The characters are not drawn in great depth, either; this is a novel about action and magic, not about deep human emotions. And it works very well as such. The machinations of the plot, the ways in which music and art, historical figures and places, weave together, create a fast-paced narrative that keeps the reader engrossed throughout. It is to the Barrowmans’ credit, too, that the story is self-contained, despite the publisher’s announcement at the end of the novel that “the next compelling installment in the Orion Chronicles will be released in spring 2017.” Dang. I have to wait that long?

Bottom line: even with some superficially stereotypic elements, Conjuror brings enough new material to the realm of fantasy literature to be welcomed into the canon with no hesitation.

The Bury Road: Tales from the Bruce Peninsula (2015), by Donna Jansen

13 March 2016

Jansen - Bury Road
The Bury Road Girls is “loosely based on [the author’s] own childhood experiences growing up on the Bruce Peninsula in a family with seven girls” (back cover), which does provide a satisfying degree of verisimilitude to the story. Sadly, though, there isn’t much actual story to be had. What we have, rather, is a series of vignettes loosely held together by characters and setting (Debbie’s family and the Bury road community) that present for the reader some aspects of life in a rural Ontario community in the 1960s.

Jansen tells an Owen Sound Sun Times reporter that it was her grandchildren’s love of her stories that prompted her to write the book, and I can see how the tales of a by-gone era would be engaging both to her own family and modern urban readers, who could well be fascinated learning about girls doing boys’ farmwork, haying and threshing and driving the tractor, and a time when getting the strap was still part of school discipline. I remember those days well; rural BC communities were obviously not all that different from those in Ontario.

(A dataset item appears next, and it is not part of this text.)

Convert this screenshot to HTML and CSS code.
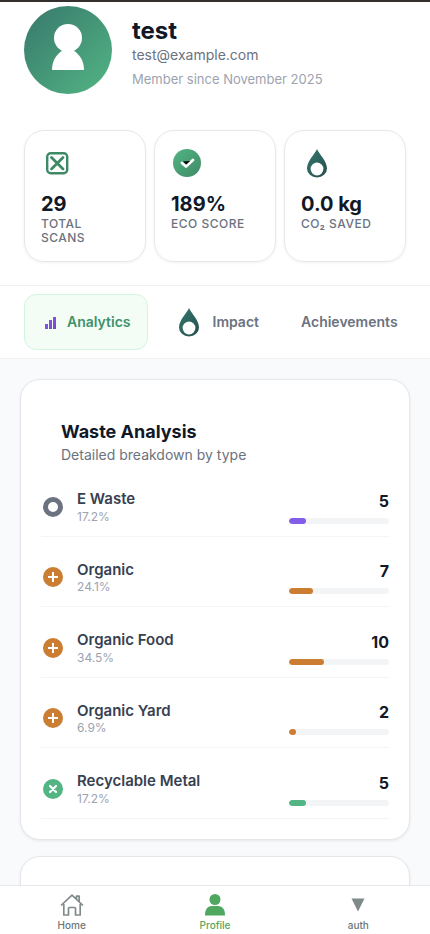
FILE: index.html
```html
<!DOCTYPE html>
<html lang="en">
<head>
<meta charset="utf-8">
<meta name="viewport" content="width=device-width, initial-scale=1">
<title>Profile</title>
<link rel="stylesheet" href="styles.css">
</head>
<body>
<svg class="defs" aria-hidden="true">
  <defs>
    <linearGradient id="green" x1="0" y1="0" x2="1" y2="1"><stop offset="0" stop-color="#52b583"/><stop offset="1" stop-color="#3f8a66"/></linearGradient>
    <linearGradient id="teal" x1="0" y1="0" x2="1" y2="1"><stop offset="0" stop-color="#34786c"/><stop offset="1" stop-color="#264f4f"/></linearGradient>
    <linearGradient id="violet" x1="0" y1="0" x2="1" y2="1"><stop offset="0" stop-color="#8b5cf6"/><stop offset="1" stop-color="#7448c4"/></linearGradient>
    <symbol id="drop" viewBox="0 0 32 32"><path d="M16 2C18 7 26 14 26 21.500A10 9 0 0 1 6 21.500C6 14 14 7 16 2Z" fill="url(#teal)"/><circle cx="16" cy="22" r="6.400" fill="#fff"/></symbol>
    <symbol id="plus" viewBox="0 0 20 20"><circle cx="10" cy="10" r="10" fill="#cb7d31"/><path d="M10 5v10M5 10h10" stroke="#fff" stroke-width="2"/></symbol>
  </defs>
</svg>
<div class="app">
  <main class="content">
    <header class="profile">
      <div class="identity">
        <div class="avatar">
          <svg viewBox="0 0 88 88" aria-hidden="true"><circle cx="44" cy="32" r="14"/><path d="M28 64c0-10 5-16 11-20h10c6 4 11 10 11 20Z"/></svg>
        </div>
        <div class="who">
          <h1>test</h1>
          <p class="email">test@example.com</p>
          <p class="since">Member since November 2025</p>
        </div>
      </div>
      <div class="stats">
        <section class="stat">
          <svg class="stat-icon" viewBox="0 0 32 32" fill="none" stroke="#3f8a66" stroke-width="2.400" stroke-linecap="round" aria-hidden="true"><rect x="6.200" y="6.200" width="20" height="20" rx="3.500"/><path d="M10.500 10.500l11.500 11.500M22 10.500L10.500 22" stroke-width="2.800"/></svg>
          <strong>29</strong><span>Total Scans</span>
        </section>
        <section class="stat">
          <svg class="stat-icon" viewBox="0 0 32 32" aria-hidden="true"><circle cx="16" cy="16" r="14" fill="url(#green)"/><path d="M11 16l4 3.500 7-6.500" fill="none" stroke="#fff" stroke-width="2.800" stroke-linecap="round" stroke-linejoin="round"/><path d="M12 14.500l3.300 3 3.800-3.500Z"/></svg>
          <strong>189%</strong><span>Eco Score</span>
        </section>
        <section class="stat">
          <svg class="stat-icon" aria-hidden="true"><use href="#drop"/></svg>
          <strong>0.0 kg</strong><span>CO₂ Saved</span>
        </section>
      </div>
    </header>
    <nav class="tabs" aria-label="Profile sections">
      <button class="tab active" type="button"><svg class="bars" viewBox="0 0 18 18" fill="url(#violet)" aria-hidden="true"><path d="M4 11h3v5H4ZM8 7h3v9H8ZM12 4h3v12h-3Z"/></svg>Analytics</button>
      <button class="tab" type="button"><svg class="tab-drop" aria-hidden="true"><use href="#drop"/></svg>Impact</button>
      <button class="tab" type="button">Achievements</button>
    </nav>
    <div class="panels">
      <section class="card">
        <header class="card-head"><h2>Waste Analysis</h2><p>Detailed breakdown by type</p></header>
        <ul class="list">
          <li><svg class="kind" viewBox="0 0 20 20" aria-hidden="true"><circle cx="10" cy="10" r="7.500" fill="#fff" stroke="#6b7280" stroke-width="5"/></svg>
            <div class="info"><h3>E Waste</h3><p>17.2%</p></div><div class="amount"><b>5</b><div class="track"><div class="fill violet" style="width:17.2%"></div></div></div></li>
          <li><svg class="kind" aria-hidden="true"><use href="#plus"/></svg>
            <div class="info"><h3>Organic</h3><p>24.1%</p></div><div class="amount"><b>7</b><div class="track"><div class="fill orange" style="width:24.1%"></div></div></div></li>
          <li><svg class="kind" aria-hidden="true"><use href="#plus"/></svg>
            <div class="info"><h3>Organic Food</h3><p>34.5%</p></div><div class="amount"><b>10</b><div class="track"><div class="fill orange" style="width:34.5%"></div></div></div></li>
          <li><svg class="kind" aria-hidden="true"><use href="#plus"/></svg>
            <div class="info"><h3>Organic Yard</h3><p>6.9%</p></div><div class="amount"><b>2</b><div class="track"><div class="fill orange" style="width:6.9%"></div></div></div></li>
          <li><svg class="kind" viewBox="0 0 20 20" aria-hidden="true"><circle cx="10" cy="10" r="10" fill="#52b583"/><path d="M7 7l6 6M13 7l-6 6" stroke="#fff" stroke-width="2.200" stroke-linecap="round"/></svg>
            <div class="info"><h3>Recyclable Metal</h3><p>17.2%</p></div><div class="amount"><b>5</b><div class="track"><div class="fill green" style="width:17.2%"></div></div></div></li>
        </ul>
      </section>
      <section class="card next"></section>
    </div>
  </main>
  <nav class="bottom" aria-label="Main">
    <a href="#home"><svg viewBox="0 0 24 24" fill="none" stroke="#808a8a" stroke-width="1.700" stroke-linejoin="round" stroke-linecap="round" aria-hidden="true"><path d="M1.500 12L12 2.200 22.500 12M3.800 11.500V22H8.500v-6.500q0-1 1-1h5q1 0 1 1V22h4.700V11.500M16.500 5.500V3.200h2.700v5"/></svg>Home</a>
    <a href="#profile" class="current" aria-current="page"><svg viewBox="0 0 24 24" fill="#50a860" aria-hidden="true"><circle cx="12" cy="6.500" r="5.500"/><path d="M2 22c0-6 3-9 7-9h6c4 0 7 3 7 9q0 .5-.5.5h-19Q2 22.500 2 22Z"/></svg>Profile</a>
    <a href="#auth"><svg viewBox="0 0 24 24" fill="#808a8a" aria-hidden="true"><path d="M5.500 5.500h13L12 18.500Z"/></svg>auth</a>
  </nav>
</div>
</body>
</html>
```
FILE: styles.css
```css
* { box-sizing: border-box; }
body { margin: 0; font-family: Inter, "Liberation Sans", sans-serif; color: #111827; background: #f8fafc; }
h1, h2, h3, p, ul { margin: 0; padding: 0; }
.defs { position: absolute; width: 0; height: 0; }
.app { height: 100vh; display: flex; flex-direction: column; border-top: 2px solid #33302e; }
.content { flex: 1; min-height: 0; overflow-y: auto; scrollbar-width: none; }

.profile { background: #fff; padding: 4px 24px 23px; border-bottom: 1px solid #f0f1f3; }
.identity { display: flex; align-items: center; gap: 20px; margin-bottom: 36px; }
.avatar { flex: none; width: 88px; height: 88px; border-radius: 50%; background: linear-gradient(135deg, #38786c, #52b583); }
.avatar svg { display: block; width: 88px; height: 88px; fill: #fff; }
.who { padding-top: 6px; }
h1 { font-size: 24px; line-height: 28px; font-weight: 700; }
.email { font-size: 14px; line-height: 20px; color: #6b7280; }
.since { font-size: 13px; line-height: 20px; margin-top: 4px; color: #9ca3af; }

.stats { display: grid; grid-template-columns: repeat(3, 1fr); gap: 8px; }
.stat { display: flex; flex-direction: column; min-height: 132px; padding: 16px; border: 1px solid #e5e7eb; border-radius: 20px; box-shadow: 0 1px 3px rgba(0, 0, 0, .06); }
.stat-icon { width: 32px; height: 32px; margin-bottom: 12px; }
.stat strong { font-size: 20px; line-height: 26px; font-weight: 700; }
.stat span { font-size: 12px; line-height: 14px; font-weight: 500; letter-spacing: 0.5px; text-transform: uppercase; color: #6b7280; }

.tabs { display: flex; gap: 8px; padding: 8px 24px; background: #fff; border-bottom: 1px solid #f0f1f3; }
.tab { display: flex; align-items: center; gap: 8px; height: 56px; padding: 12px 16px; border: 1px solid transparent; border-radius: 12px; background: none; font: 600 14px/20px Inter, "Liberation Sans", sans-serif; color: #6b7280; }
.tab.active { background: #f3fdf6; border-color: #d1f5df; color: #40916c; }
.bars { flex: none; width: 18px; height: 18px; }
.tab-drop { flex: none; width: 32px; height: 32px; }

.panels { display: flex; flex-direction: column; gap: 16px; padding: 20px; }
.card { background: #fff; border: 1px solid #e5e7eb; border-radius: 20px; padding: 20px; box-shadow: 0 1px 3px rgba(0, 0, 0, .08); }
.card.next { min-height: 300px; }
.card-head { padding: 20px 20px 1px; }
h2 { font-size: 18px; line-height: 24px; font-weight: 700; }
.card-head p { font-size: 14px; line-height: 20px; margin-top: 1px; color: #6b7280; }
.list { list-style: none; }
.list li { display: flex; align-items: center; gap: 12px; padding: 23px 0 11px; border-bottom: 1px solid #f3f4f6; }
.kind { flex: none; width: 24px; height: 20px; }
.info { flex: 1; }
h3 { font-size: 15px; line-height: 1.3; font-weight: 600; color: #374151; }
.info p { font-size: 12px; line-height: 16px; color: #9ca3af; }
.amount { width: 100px; display: flex; flex-direction: column; gap: 6px; text-align: right; }
.amount b { font-size: 16px; line-height: 22px; font-weight: 700; }
.track { height: 6px; border-radius: 3px; background: #f3f4f6; overflow: hidden; }
.fill { height: 6px; border-radius: 3px; }
.violet { background: #835de8; }
.orange { background: #cb7d31; }
.green { background: #52b583; }

.bottom { flex: none; display: grid; grid-template-columns: repeat(3, 1fr); background: #fff; border-top: 1px solid #e5e7eb; padding: 7px 0 2px; }
.bottom a { display: flex; flex-direction: column; align-items: center; gap: 1px; font-size: 10px; line-height: 14px; font-weight: 500; color: #6c7676; text-decoration: none; }
.bottom a.current { color: #50a860; }
.bottom svg { width: 24px; height: 24px; }
```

As a text, Bury Road Girls falls properly under the genre of the short-story cycle: neither a collection of distinct short stories nor a novel with plot or intertwined plot-lines running start to finish through the course of the single narrative. What is required of the short-story cycle, though, is some form of overarching cohesion that ties the vignettes or stories together into a whole. The Bury Road does try to present this: the concluding paragraph has Debbie revisiting the main points of each incident, searching for the Big Dipper up in the sky (another iconic rural childhood activity), because “finding it made her feel safe.” This safety, the protection and camaraderie of the family unit, is perhaps the glue that holds the narrative together, but it is sufficiently well crafted to cause the narrative to glow. The narrative voice is simple and enjoyable, and the images of rural life that we are given are true-to-life and interesting, but I can envision a more engaging way of delivering the vicarious experience.

Walking Home (2014), by Eric Walters

This review was first published in Resource Links Magazine, “Canada’s national journal devoted to the review and evaluation of Canadian English and French resources for children and young adults.” It appears in volume 20.2.

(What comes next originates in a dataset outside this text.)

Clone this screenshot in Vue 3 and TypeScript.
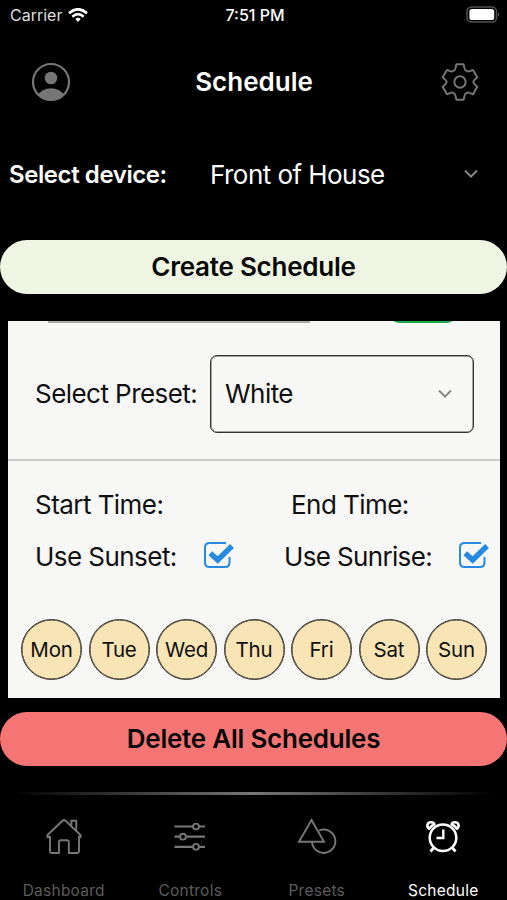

Walters - WalkinghomecoverWhen I first picked up Walking Home to review it, I was concerned. What do I know about Kenya? How could I possibly determine the authenticity of the social and cultural space Eric Walters is describing? Fortunately, Walters includes an “Author’s Note” at the back (should this be at the front?) which tells us about the Creation of Hope Orphanage he founded in Kenya after a 2007 visit to a friend there. “Accompanied by four children from the Creation of Hope Orphanage, four young Canadians and my good friend Henry Kyatha,” Walters tells us in his “Note,” “we walked the route traveled by my characters. … Over six days, we walked more than 150 kilometers so I could know Muchoki.” With such assurance about the author’s personal investment—material and emotional—in his subject, my own approach to the novel changed: what I was about to read was fiction, certainly, but with an underlying truth that elevates the novel from interesting fiction to a reflection of reality that cannot be ignored.

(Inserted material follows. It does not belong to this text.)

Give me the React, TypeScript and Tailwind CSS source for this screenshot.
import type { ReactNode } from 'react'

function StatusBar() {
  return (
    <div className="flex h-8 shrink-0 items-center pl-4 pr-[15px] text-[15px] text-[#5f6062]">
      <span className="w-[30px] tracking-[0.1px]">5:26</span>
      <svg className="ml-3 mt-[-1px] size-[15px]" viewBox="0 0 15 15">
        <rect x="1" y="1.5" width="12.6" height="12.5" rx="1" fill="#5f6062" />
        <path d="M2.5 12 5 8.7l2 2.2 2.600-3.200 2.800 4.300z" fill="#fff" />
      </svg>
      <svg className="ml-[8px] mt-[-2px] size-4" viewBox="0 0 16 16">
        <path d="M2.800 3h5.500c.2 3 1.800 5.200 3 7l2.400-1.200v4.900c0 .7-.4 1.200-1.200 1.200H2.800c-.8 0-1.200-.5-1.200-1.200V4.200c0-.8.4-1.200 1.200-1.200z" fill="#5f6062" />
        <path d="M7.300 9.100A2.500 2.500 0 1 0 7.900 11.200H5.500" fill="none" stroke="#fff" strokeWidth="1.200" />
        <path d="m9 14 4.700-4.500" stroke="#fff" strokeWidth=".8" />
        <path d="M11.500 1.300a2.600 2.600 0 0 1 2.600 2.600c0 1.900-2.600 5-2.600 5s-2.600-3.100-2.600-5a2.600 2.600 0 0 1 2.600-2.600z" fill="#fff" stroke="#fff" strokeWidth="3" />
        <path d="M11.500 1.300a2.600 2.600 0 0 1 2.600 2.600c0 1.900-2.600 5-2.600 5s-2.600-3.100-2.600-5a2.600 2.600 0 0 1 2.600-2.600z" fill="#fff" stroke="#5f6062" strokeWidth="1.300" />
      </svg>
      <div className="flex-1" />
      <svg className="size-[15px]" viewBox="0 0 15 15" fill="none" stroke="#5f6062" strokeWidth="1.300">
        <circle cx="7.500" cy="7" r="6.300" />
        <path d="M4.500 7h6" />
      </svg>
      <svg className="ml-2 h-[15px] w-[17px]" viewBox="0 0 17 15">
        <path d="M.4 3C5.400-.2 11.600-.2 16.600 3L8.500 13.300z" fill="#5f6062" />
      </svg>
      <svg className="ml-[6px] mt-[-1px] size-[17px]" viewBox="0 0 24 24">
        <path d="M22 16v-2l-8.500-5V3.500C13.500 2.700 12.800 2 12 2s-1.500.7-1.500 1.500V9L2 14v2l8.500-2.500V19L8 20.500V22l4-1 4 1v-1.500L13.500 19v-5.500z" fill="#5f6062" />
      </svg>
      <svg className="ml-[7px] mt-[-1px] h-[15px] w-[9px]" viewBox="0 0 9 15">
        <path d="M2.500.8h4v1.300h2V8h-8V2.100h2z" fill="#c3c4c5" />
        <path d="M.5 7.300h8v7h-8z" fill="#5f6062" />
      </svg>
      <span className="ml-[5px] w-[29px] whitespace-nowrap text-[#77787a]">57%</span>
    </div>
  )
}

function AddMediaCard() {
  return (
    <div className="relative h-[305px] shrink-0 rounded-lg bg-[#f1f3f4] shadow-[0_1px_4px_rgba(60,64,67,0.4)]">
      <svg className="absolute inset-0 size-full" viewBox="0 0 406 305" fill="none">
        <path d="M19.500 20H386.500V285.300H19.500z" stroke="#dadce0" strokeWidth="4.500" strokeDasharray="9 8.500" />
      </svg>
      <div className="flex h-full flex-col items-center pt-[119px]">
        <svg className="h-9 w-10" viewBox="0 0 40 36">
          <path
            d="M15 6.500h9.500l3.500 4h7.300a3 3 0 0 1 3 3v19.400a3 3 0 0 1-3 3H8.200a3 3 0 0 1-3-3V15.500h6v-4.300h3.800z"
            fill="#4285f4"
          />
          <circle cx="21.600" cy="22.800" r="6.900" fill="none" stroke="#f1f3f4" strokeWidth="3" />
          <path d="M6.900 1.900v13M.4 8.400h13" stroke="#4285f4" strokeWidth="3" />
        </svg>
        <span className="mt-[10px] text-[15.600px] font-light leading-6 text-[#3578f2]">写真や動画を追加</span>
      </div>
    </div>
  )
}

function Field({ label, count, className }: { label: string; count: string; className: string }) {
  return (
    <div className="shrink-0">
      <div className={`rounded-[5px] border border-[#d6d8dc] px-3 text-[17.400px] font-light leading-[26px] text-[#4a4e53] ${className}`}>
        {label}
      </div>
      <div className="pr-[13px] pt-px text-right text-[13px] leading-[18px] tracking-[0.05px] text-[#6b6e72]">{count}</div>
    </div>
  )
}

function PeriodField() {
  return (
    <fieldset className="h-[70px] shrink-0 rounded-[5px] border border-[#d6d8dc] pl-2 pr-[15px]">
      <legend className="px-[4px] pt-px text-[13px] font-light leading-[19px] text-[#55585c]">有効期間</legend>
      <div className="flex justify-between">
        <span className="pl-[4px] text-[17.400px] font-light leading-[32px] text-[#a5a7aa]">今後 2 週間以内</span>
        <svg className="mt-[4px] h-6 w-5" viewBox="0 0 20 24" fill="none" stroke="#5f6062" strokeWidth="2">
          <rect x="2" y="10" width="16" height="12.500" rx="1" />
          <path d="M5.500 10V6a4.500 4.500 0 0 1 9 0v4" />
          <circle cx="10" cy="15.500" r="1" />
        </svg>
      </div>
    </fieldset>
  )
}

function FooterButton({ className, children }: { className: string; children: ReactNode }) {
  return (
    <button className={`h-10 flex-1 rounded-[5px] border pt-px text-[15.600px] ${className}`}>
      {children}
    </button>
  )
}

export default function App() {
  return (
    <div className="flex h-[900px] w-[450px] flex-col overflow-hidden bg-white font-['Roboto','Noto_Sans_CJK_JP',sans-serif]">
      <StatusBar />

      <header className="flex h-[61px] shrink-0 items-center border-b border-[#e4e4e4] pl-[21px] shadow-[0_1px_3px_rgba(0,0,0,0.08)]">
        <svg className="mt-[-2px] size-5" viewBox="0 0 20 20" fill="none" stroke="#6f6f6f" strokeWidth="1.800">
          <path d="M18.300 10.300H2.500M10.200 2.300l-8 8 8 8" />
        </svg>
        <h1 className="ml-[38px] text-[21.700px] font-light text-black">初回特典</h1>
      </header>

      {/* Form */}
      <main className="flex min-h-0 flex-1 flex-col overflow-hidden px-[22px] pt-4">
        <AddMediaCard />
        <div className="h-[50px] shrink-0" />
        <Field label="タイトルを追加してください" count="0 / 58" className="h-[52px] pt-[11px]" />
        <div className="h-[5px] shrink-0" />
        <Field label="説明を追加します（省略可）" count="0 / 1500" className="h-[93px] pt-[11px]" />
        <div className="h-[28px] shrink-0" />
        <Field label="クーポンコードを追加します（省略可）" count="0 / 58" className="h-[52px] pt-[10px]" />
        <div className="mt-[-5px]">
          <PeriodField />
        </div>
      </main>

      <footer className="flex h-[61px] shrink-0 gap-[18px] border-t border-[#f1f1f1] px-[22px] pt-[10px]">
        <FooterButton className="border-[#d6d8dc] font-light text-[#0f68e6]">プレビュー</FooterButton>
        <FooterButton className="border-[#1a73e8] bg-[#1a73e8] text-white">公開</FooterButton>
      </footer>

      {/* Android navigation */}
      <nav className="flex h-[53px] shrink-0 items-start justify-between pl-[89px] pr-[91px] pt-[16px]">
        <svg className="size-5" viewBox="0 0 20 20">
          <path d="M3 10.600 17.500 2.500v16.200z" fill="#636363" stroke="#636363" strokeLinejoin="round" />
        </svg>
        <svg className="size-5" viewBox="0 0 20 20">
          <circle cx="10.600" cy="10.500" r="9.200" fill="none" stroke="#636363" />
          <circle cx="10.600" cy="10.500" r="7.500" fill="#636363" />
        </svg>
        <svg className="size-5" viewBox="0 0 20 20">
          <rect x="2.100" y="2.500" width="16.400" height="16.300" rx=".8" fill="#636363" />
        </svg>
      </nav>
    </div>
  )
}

Muchoki, his mother, and his little sister Jata have lost everything. On January 1st, 2008, armed assailants attacked a church in Eloret, over 300 kilometres north west of Nairobi, and burnt it—and all inside—to ashes. Walter’s fictional characters escaped this massacre. When the story opens, they are living in a refugee camp near Nairobi. When his mother dies in the refugee camp, Muchoki makes the decision to escape with Jata rather than face separation. In far away Kikima, his mother’s people live. His only choice, then, is to take Jata and face the long walk through the dangers of war-torn Nairobi, and out the other side, south towards Machakos. From there, they would ask directions to Kikima, where they hope that the family who do not know of their existence will welcome them. Strong for his sister in this and many ways, Muchoki weaves a narrative of hope for Jata: their mother’s people are Kamba, “people of the string,” so they will follow the string of the legend that will lead them unerringly to their family.

Walking Home is more than the story of Muchoki and Jata’s journey. In keeping with this sort of survival story, it is about what Muchoki learns, how he grows, as they travel towards their destination. Before he leaves the refugee camp, a friendly sergeant tells him that Kalenjin or Kamba or Kikuyu, Luo or Maasi, they are all Kenyans: together they must build a stable country. The bitter hatred Muchoki feels for those who killed his father cannot be assuaged by words, and certainly not all who the children meet on their journey help to dissipate the anger and distrust. But the balance is in their favour, and aid comes from many hands: the sergeant is Kalenjin; a Maasi father and son watch over them for a span; they aid a Luo merchant passing through Kibera, a dangerous Narobi community; their experience—far more than the sergeants words—teaches them that there is a Kenya, encompassing all tribes.

Muchoki leads Jata along the invisible string of his mother’s Kamba heritage, and—as in the folktale—it leads them home.